Leckie scores brilliant opener
Leckie twisted and turned until he could shake his man long enough to roll a left-footed finish into the corner of Kasper Schmeichel’s net, as the Green and Gold Army erupted.
“He had no right to score, and I said that to him just then,” Leckie’s club teammate Jamie Maclaren told reporters afterwards.
“He had two defenders, no right to put it in the back of the net – but we did our work before the game of how you can score goals, and we knew that they were going to push at some point to try and get a goal, and when you’ve got the pace and experience and nous that Lecks has got…fantastic goal, and you could see the way we’ve celebrated.”
It was a far cry from the atmosphere of the Tunisia game, with the tens of thousands of North African fans replaced by a handful of Danes, and a lot of empty seats.
Such was the crowd noise you could hear the players at times – but certainly not when Leckie’s finish found the net, and you would have thought that every single person of the 41,232 in attendance were from Australia.

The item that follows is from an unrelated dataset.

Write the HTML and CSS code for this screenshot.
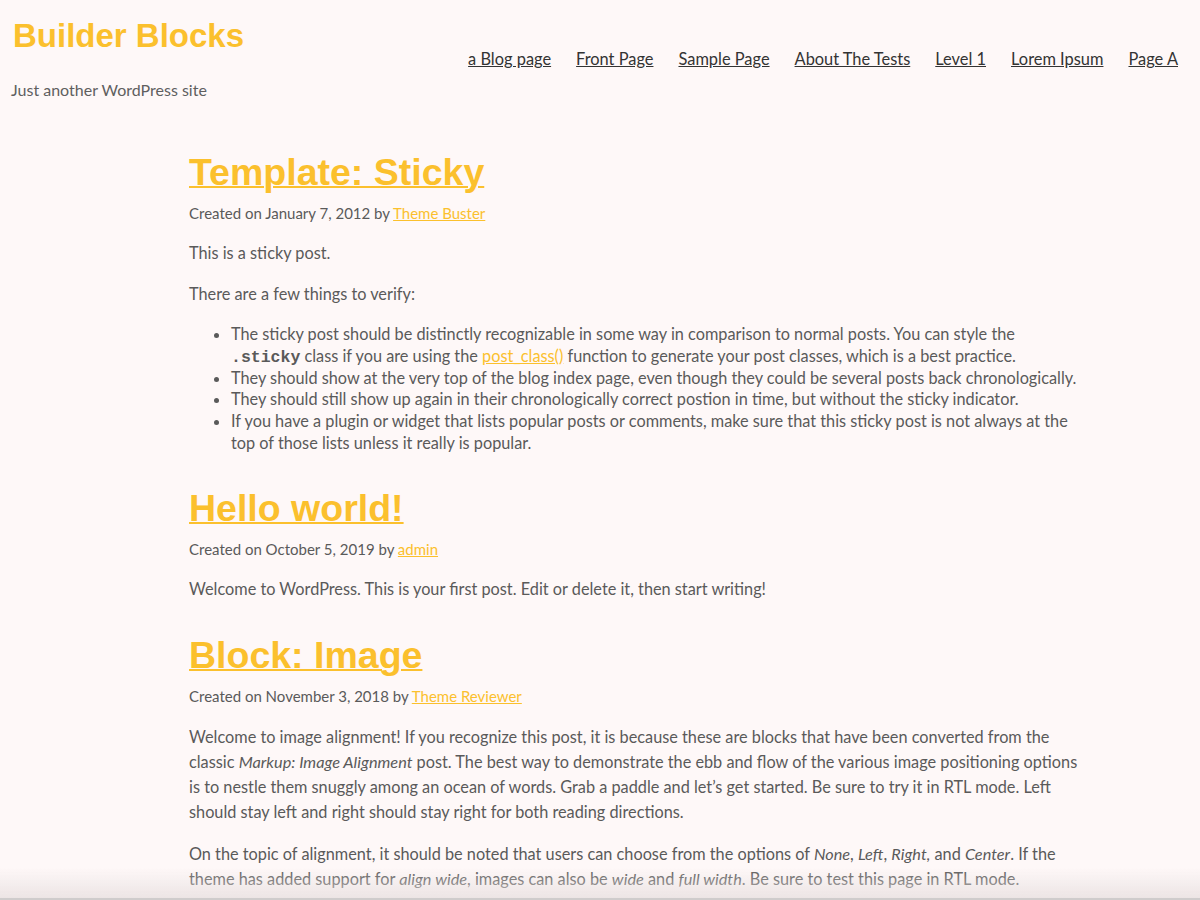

A France goal would have calmed the nerves, well and truly – but it didn’t come. The Danes, perhaps aware of the fact that even a draw was useless to them, didn’t provide too much firepower in the dying stages, save for one shot that was blocked by a sliding Harry Souttar.
In all, the world’s tenth-ranked team struggled to create much more than half chances, with Mat Ryan forced into one sharp save in the first half, but that was about it.
The news of six minutes of stoppage time was met with a loud groan from the Australian fans, but even then, there wasn’t much to worry about as Graham Arnold’s team calmly saw the game out.
This is now, no matter what, Australia’s best World Cup. It’s the first time they’ve won multiple games, the first time they’ve scored in all three group matches, and it equals their best-ever finish, the round of 16 in 2006.
Can they go further than the legendary crop? We’ll find out in a few days, and as fate would have it, that game will be at the Ahmad Bin Ali Stadium.